Trachycephalus mambaiensis

Scientific classification
- Kingdom: Animalia
- Phylum: Chordata
- Class: Amphibia
- Order: Anura
- Family: Hylidae
- Genus: Trachycephalus
- Species: T. mambaiensis
- Binomial name: Trachycephalus mambaiensis Cintra, Silva, Silva, Garcia and Zaher, 2009

= Trachycephalus mambaiensis =

- Authority: Cintra, Silva, Silva, Garcia and Zaher, 2009

Species of frog

Trachycephalus mambaiensis, also known as the Mambai casque-headed tree frog, is a species of frog in the family Hylidae. It is endemic to Brazil.

== Taxonomy ==
The species was formally described in 2009 based on an adult male specimen collected from near the dam for the Santa Edwiges I hydroelectric power plant, near the municipality of Mambaí in Goiás. It is named after the municipality.

== Description ==
The back is dark brown, with light brown to creamy spots scattered erratically. The underside of the body is cream-colored with grey speckling, concentrated along the throat and flanks. The two longest blotches are located along the sides of the back, stretching from the scapular to sacral areas. The flanks have some large, round, cream-colored spots, contrasting with a brown-grayish base color, while the dorsal sides of the limbs have cream-colored bars against a dark brown base. The dorsal surface of the toes and fingers is yellowish.

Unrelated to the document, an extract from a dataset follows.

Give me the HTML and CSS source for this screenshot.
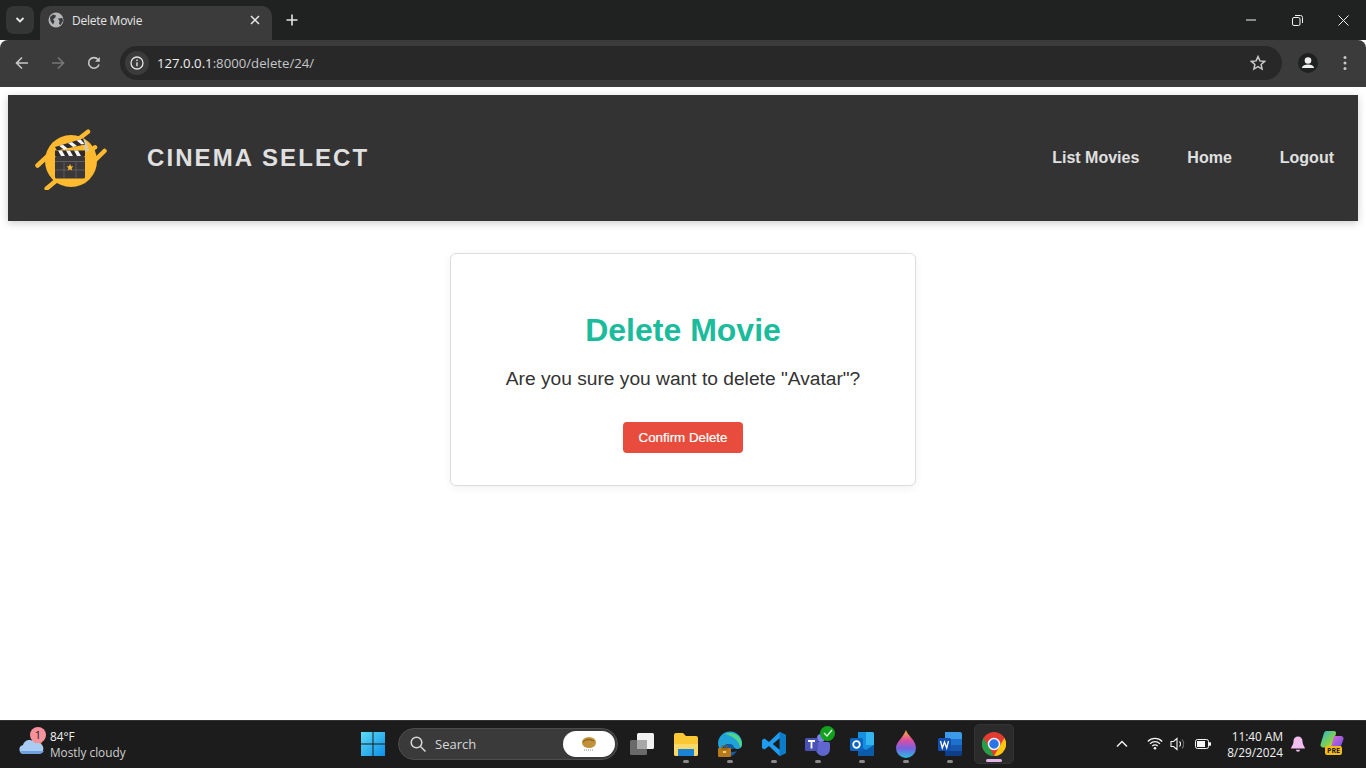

The frog has several small reddish spots on the back, a distinctive feature shared by only one other species in its genus, the black-spotted casque-headed tree frog. The vocal sacs are dark brown or black when uninflated. The iris is golden with a lattice of black.

== Distribution ==
The Mambai casque-headed tree frog is endemic to Brazil, where it is known from the states of Bahia, Goiás, Minas Gerais, and Tocantins.

== Biology ==
The Mambai casque-headed tree frog is known to be preyed on by the parrot-snake Leptophis mystacinus.